**Source material**

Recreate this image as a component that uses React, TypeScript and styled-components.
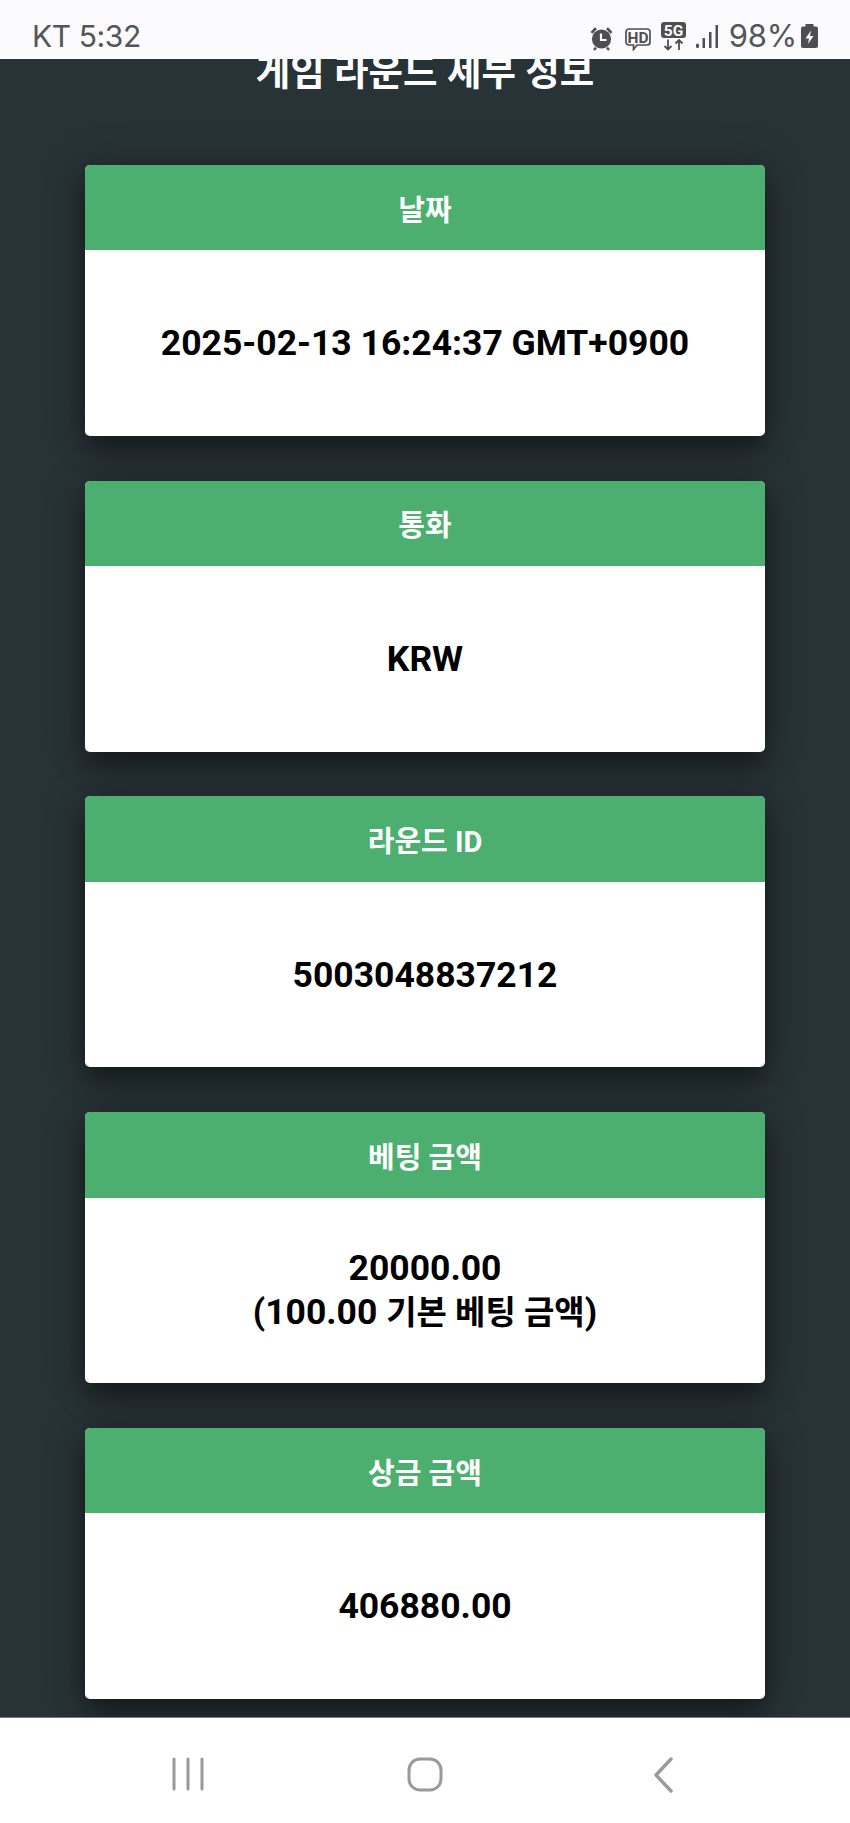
import React from 'react';
import styled, { createGlobalStyle } from 'styled-components';

const GlobalStyle = createGlobalStyle`
  html, body {
    margin: 0;
    padding: 0;
    background: #ffffff;
  }
  body {
    font-family: Roboto, "Noto Sans CJK KR", sans-serif;
  }
`;

const Phone = styled.div`
  width: 850px;
  height: 1823px;
  display: flex;
  flex-direction: column;
  overflow: hidden;
`;

const StatusBar = styled.div`
  height: 59px;
  flex: none;
  box-sizing: border-box;
  padding: 0 32px 5px 32px;
  display: flex;
  justify-content: space-between;
  align-items: flex-end;
  background: #fbfafc;
  color: #555558;
  position: relative;
  z-index: 1;
`;

const StatusText = styled.span`
  font-family: Inter, Roboto, sans-serif;
  font-size: 30px;
  line-height: 36px;
  letter-spacing: -0.4px;
`;

const BatteryText = styled(StatusText)`
  font-size: 31px;
  letter-spacing: -0.2px;
  margin-right: 4px;
`;

const StatusIcons = styled.div`
  display: flex;
  align-items: center;
  height: 36px;
`;

const IconSlot = styled.svg<{ $gap?: number }>`
  display: block;
  flex: none;
  margin-right: ${p => p.$gap ?? 0}px;
`;

const Content = styled.main`
  flex: 1;
  min-height: 0;
  overflow: hidden;
  box-sizing: border-box;
  padding: 0 85px;
  display: flex;
  flex-direction: column;
  gap: 44.75px;
  background: #283338;
`;

const Title = styled.h1`
  margin: -9px 0 26px;
  height: 44px;
  flex: none;
  font-size: 37.5px;
  line-height: 44px;
  font-weight: 700;
  text-align: center;
  color: #ffffff;
`;

const CardShadow = styled.div`
  flex: none;
  border-radius: 5px;
  box-shadow: 0 14px 28px rgba(0, 0, 0, 0.42), 0 0 44px rgba(0, 0, 0, 0.22);
`;

const Card = styled.section`
  height: 271px;
  display: flex;
  flex-direction: column;
  overflow: hidden;
  border-radius: 5px;
  background: #ffffff;
`;

const CardHeader = styled.div`
  height: 85.5px;
  flex: none;
  display: flex;
  align-items: center;
  justify-content: center;
  background: #4caf6f;
  color: #ffffff;
  font-size: 29px;
  font-weight: 700;
`;

const CardBody = styled.div`
  flex: 1;
  display: flex;
  align-items: center;
  justify-content: center;
  text-align: center;
  color: #000000;
  font-size: 35.5px;
  line-height: 44px;
  font-weight: 700;
`;

const Hangul = styled.span`
  font-size: 33px;
`;

const NavBar = styled.nav`
  height: 106px;
  flex: none;
  display: grid;
  grid-template-columns: repeat(3, 237.5px);
  justify-content: center;
  align-items: start;
  justify-items: center;
  padding-top: 39px;
  box-sizing: border-box;
  background: #ffffff;
  border-top: 1px solid #77797a;
`;

const rounds = [
  { label: '날짜', value: <div>2025-02-13 16:24:37 GMT+0900</div> },
  { label: '통화', value: <div>KRW</div> },
  { label: '라운드 ID', value: <div>5003048837212</div> },
  {
    label: '베팅 금액',
    value: (
      <div>
        20000.00
        <br />
        (100.00 <Hangul>기본 베팅 금액</Hangul>)
      </div>
    ),
  },
  { label: '상금 금액', value: <div>406880.00</div> },
];

// status icons all share a 30px tall box so they line up on one row
const AlarmIcon = () => (
  <IconSlot $gap={12} width="23" height="30" viewBox="0 0 23 30" fill="#4f4f52">
    <circle cx="11.5" cy="18" r="9.6" />
    <path d="M.5 11 5 6.200l2 1.800L2.500 12.800ZM22.500 11 18 6.200 16 8l4.500 4.800Z" />
    <path d="M11 12.500v6.500h5.500" fill="none" stroke="#fbfafc" strokeWidth="2.200" />
    <path d="M4 29l2-2.500M19 29l-2-2.500" stroke="#4f4f52" strokeWidth="2.400" />
  </IconSlot>
);

const HdIcon = () => (
  <IconSlot $gap={10} width="26" height="30" viewBox="0 0 26 30">
    <path
      d="M4 8h18a3 3 0 0 1 3 3v10a3 3 0 0 1-3 3H12l-3.500 4.500V24H4a3 3 0 0 1-3-3V11a3 3 0 0 1 3-3Z"
      fill="none"
      stroke="#4f4f52"
      strokeWidth="1.700"
    />
    <text x="13" y="21.500" textAnchor="middle" fontFamily="Roboto" fontWeight="700" fontSize="15.5" fill="#4f4f52">
      HD
    </text>
  </IconSlot>
);

const FiveGIcon = () => (
  <IconSlot $gap={10} width="25" height="30" viewBox="0 0 25 30">
    <rect x="0" y="1" width="25" height="16" rx="3" fill="#4f4f52" />
    <text x="12.500" y="14.500" textAnchor="middle" fontFamily="Roboto" fontWeight="700" fontSize="15.500" fill="#fbfafc">
      5G
    </text>
    <path d="M7 18.500v10M3.500 25 7 28.500 10.500 25M18 29V19M14.500 22.500 18 19l3.500 3.500" fill="none" stroke="#4f4f52" strokeWidth="1.800" />
  </IconSlot>
);

const SignalIcon = () => (
  <IconSlot $gap={11} width="22" height="30" viewBox="0 0 22 30">
    <rect x="0" y="22.500" width="3" height="4.500" rx="1.500" fill="#4f4f52" />
    <rect x="6.500" y="17" width="2.500" height="10" fill="#4f4f52" />
    <rect x="13" y="11" width="2.500" height="16" fill="#4f4f52" />
    <rect x="19.500" y="4" width="2.500" height="23" fill="#4f4f52" />
  </IconSlot>
);

const BatteryIcon = () => (
  <IconSlot width="17" height="30" viewBox="0 0 17 30">
    <path d="M4.500 3h8v2.500H15a2 2 0 0 1 2 2V25a2 2 0 0 1-2 2H2a2 2 0 0 1-2-2V7.500a2 2 0 0 1 2-2h2.500Z" fill="#4f4f52" />
    <path d="M10 9.500 4.500 17.500H8L7 23l5.500-8H9Z" fill="#fbfafc" />
  </IconSlot>
);

const RecentsIcon = () => (
  <svg width="32" height="34" viewBox="0 0 32 34" fill="none" stroke="#9a9a9c" strokeWidth="3" strokeLinecap="round">
    <path d="M2 2v30M16 2v30M30 2v30" />
  </svg>
);

const HomeIcon = () => (
  <svg width="36" height="35" viewBox="0 0 36 35" fill="none" stroke="#9a9a9c" strokeWidth="3">
    <rect x="2" y="2" width="32" height="31" rx="11" />
  </svg>
);

const BackIcon = () => (
  <svg width="20" height="36" viewBox="0 0 20 36" fill="none" stroke="#9a9a9c" strokeWidth="3.400" strokeLinecap="round" strokeLinejoin="round">
    <path d="M18 2 3 18l15 16" />
  </svg>
);

export default function App() {
  return (
    <Phone>
      <GlobalStyle />
      <StatusBar>
        <StatusText>KT 5:32</StatusText>
        <StatusIcons>
          <AlarmIcon />
          <HdIcon />
          <FiveGIcon />
          <SignalIcon />
          <BatteryText>98%</BatteryText>
          <BatteryIcon />
        </StatusIcons>
      </StatusBar>
      <Content>
        <Title>게임 라운드 세부 정보</Title>
        {rounds.map(round => (
          <CardShadow key={round.label}>
            <Card>
              <CardHeader>{round.label}</CardHeader>
              <CardBody>{round.value}</CardBody>
            </Card>
          </CardShadow>
        ))}
      </Content>
      <NavBar>
        <RecentsIcon />
        <HomeIcon />
        <BackIcon />
      </NavBar>
    </Phone>
  );
}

**Problem to work on**
Reproduce every line precisely as given, omitting all pictures.

**Solved problem**
Recreate this image as a component that uses React, TypeScript and styled-components.
import React from 'react';
import styled, { createGlobalStyle } from 'styled-components';

const GlobalStyle = createGlobalStyle`
  html, body {
    margin: 0;
    padding: 0;
    background: #ffffff;
  }
  body {
    font-family: Roboto, "Noto Sans CJK KR", sans-serif;
  }
`;

const Phone = styled.div`
  width: 850px;
  height: 1823px;
  display: flex;
  flex-direction: column;
  overflow: hidden;
`;

const StatusBar = styled.div`
  height: 59px;
  flex: none;
  box-sizing: border-box;
  padding: 0 32px 5px 32px;
  display: flex;
  justify-content: space-between;
  align-items: flex-end;
  background: #fbfafc;
  color: #555558;
  position: relative;
  z-index: 1;
`;

const StatusText = styled.span`
  font-family: Inter, Roboto, sans-serif;
  font-size: 30px;
  line-height: 36px;
  letter-spacing: -0.4px;
`;

const BatteryText = styled(StatusText)`
  font-size: 31px;
  letter-spacing: -0.2px;
  margin-right: 4px;
`;

const StatusIcons = styled.div`
  display: flex;
  align-items: center;
  height: 36px;
`;

const IconSlot = styled.svg<{ $gap?: number }>`
  display: block;
  flex: none;
  margin-right: ${p => p.$gap ?? 0}px;
`;

const Content = styled.main`
  flex: 1;
  min-height: 0;
  overflow: hidden;
  box-sizing: border-box;
  padding: 0 85px;
  display: flex;
  flex-direction: column;
  gap: 44.75px;
  background: #283338;
`;

const Title = styled.h1`
  margin: -9px 0 26px;
  height: 44px;
  flex: none;
  font-size: 37.5px;
  line-height: 44px;
  font-weight: 700;
  text-align: center;
  color: #ffffff;
`;

const CardShadow = styled.div`
  flex: none;
  border-radius: 5px;
  box-shadow: 0 14px 28px rgba(0, 0, 0, 0.42), 0 0 44px rgba(0, 0, 0, 0.22);
`;

const Card = styled.section`
  height: 271px;
  display: flex;
  flex-direction: column;
  overflow: hidden;
  border-radius: 5px;
  background: #ffffff;
`;

const CardHeader = styled.div`
  height: 85.5px;
  flex: none;
  display: flex;
  align-items: center;
  justify-content: center;
  background: #4caf6f;
  color: #ffffff;
  font-size: 29px;
  font-weight: 700;
`;

const CardBody = styled.div`
  flex: 1;
  display: flex;
  align-items: center;
  justify-content: center;
  text-align: center;
  color: #000000;
  font-size: 35.5px;
  line-height: 44px;
  font-weight: 700;
`;

const Hangul = styled.span`
  font-size: 33px;
`;

const NavBar = styled.nav`
  height: 106px;
  flex: none;
  display: grid;
  grid-template-columns: repeat(3, 237.5px);
  justify-content: center;
  align-items: start;
  justify-items: center;
  padding-top: 39px;
  box-sizing: border-box;
  background: #ffffff;
  border-top: 1px solid #77797a;
`;

const rounds = [
  { label: '날짜', value: <div>2025-02-13 16:24:37 GMT+0900</div> },
  { label: '통화', value: <div>KRW</div> },
  { label: '라운드 ID', value: <div>5003048837212</div> },
  {
    label: '베팅 금액',
    value: (
      <div>
        20000.00
        <br />
        (100.00 <Hangul>기본 베팅 금액</Hangul>)
      </div>
    ),
  },
  { label: '상금 금액', value: <div>406880.00</div> },
];

// status icons all share a 30px tall box so they line up on one row
const AlarmIcon = () => (
  <IconSlot $gap={12} width="23" height="30" viewBox="0 0 23 30" fill="#4f4f52">
    <circle cx="11.5" cy="18" r="9.6" />
    <path d="M.5 11 5 6.200l2 1.800L2.500 12.800ZM22.500 11 18 6.200 16 8l4.500 4.800Z" />
    <path d="M11 12.500v6.500h5.500" fill="none" stroke="#fbfafc" strokeWidth="2.200" />
    <path d="M4 29l2-2.500M19 29l-2-2.500" stroke="#4f4f52" strokeWidth="2.400" />
  </IconSlot>
);

const HdIcon = () => (
  <IconSlot $gap={10} width="26" height="30" viewBox="0 0 26 30">
    <path
      d="M4 8h18a3 3 0 0 1 3 3v10a3 3 0 0 1-3 3H12l-3.500 4.500V24H4a3 3 0 0 1-3-3V11a3 3 0 0 1 3-3Z"
      fill="none"
      stroke="#4f4f52"
      strokeWidth="1.700"
    />
    <text x="13" y="21.500" textAnchor="middle" fontFamily="Roboto" fontWeight="700" fontSize="15.5" fill="#4f4f52">
      HD
    </text>
  </IconSlot>
);

const FiveGIcon = () => (
  <IconSlot $gap={10} width="25" height="30" viewBox="0 0 25 30">
    <rect x="0" y="1" width="25" height="16" rx="3" fill="#4f4f52" />
    <text x="12.500" y="14.500" textAnchor="middle" fontFamily="Roboto" fontWeight="700" fontSize="15.500" fill="#fbfafc">
      5G
    </text>
    <path d="M7 18.500v10M3.500 25 7 28.500 10.500 25M18 29V19M14.500 22.500 18 19l3.500 3.500" fill="none" stroke="#4f4f52" strokeWidth="1.800" />
  </IconSlot>
);

const SignalIcon = () => (
  <IconSlot $gap={11} width="22" height="30" viewBox="0 0 22 30">
    <rect x="0" y="22.500" width="3" height="4.500" rx="1.500" fill="#4f4f52" />
    <rect x="6.500" y="17" width="2.500" height="10" fill="#4f4f52" />
    <rect x="13" y="11" width="2.500" height="16" fill="#4f4f52" />
    <rect x="19.500" y="4" width="2.500" height="23" fill="#4f4f52" />
  </IconSlot>
);

const BatteryIcon = () => (
  <IconSlot width="17" height="30" viewBox="0 0 17 30">
    <path d="M4.500 3h8v2.500H15a2 2 0 0 1 2 2V25a2 2 0 0 1-2 2H2a2 2 0 0 1-2-2V7.500a2 2 0 0 1 2-2h2.500Z" fill="#4f4f52" />
    <path d="M10 9.500 4.500 17.500H8L7 23l5.500-8H9Z" fill="#fbfafc" />
  </IconSlot>
);

const RecentsIcon = () => (
  <svg width="32" height="34" viewBox="0 0 32 34" fill="none" stroke="#9a9a9c" strokeWidth="3" strokeLinecap="round">
    <path d="M2 2v30M16 2v30M30 2v30" />
  </svg>
);

const HomeIcon = () => (
  <svg width="36" height="35" viewBox="0 0 36 35" fill="none" stroke="#9a9a9c" strokeWidth="3">
    <rect x="2" y="2" width="32" height="31" rx="11" />
  </svg>
);

const BackIcon = () => (
  <svg width="20" height="36" viewBox="0 0 20 36" fill="none" stroke="#9a9a9c" strokeWidth="3.400" strokeLinecap="round" strokeLinejoin="round">
    <path d="M18 2 3 18l15 16" />
  </svg>
);

export default function App() {
  return (
    <Phone>
      <GlobalStyle />
      <StatusBar>
        <StatusText>KT 5:32</StatusText>
        <StatusIcons>
          <AlarmIcon />
          <HdIcon />
          <FiveGIcon />
          <SignalIcon />
          <BatteryText>98%</BatteryText>
          <BatteryIcon />
        </StatusIcons>
      </StatusBar>
      <Content>
        <Title>게임 라운드 세부 정보</Title>
        {rounds.map(round => (
          <CardShadow key={round.label}>
            <Card>
              <CardHeader>{round.label}</CardHeader>
              <CardBody>{round.value}</CardBody>
            </Card>
          </CardShadow>
        ))}
      </Content>
      <NavBar>
        <RecentsIcon />
        <HomeIcon />
        <BackIcon />
      </NavBar>
    </Phone>
  );
}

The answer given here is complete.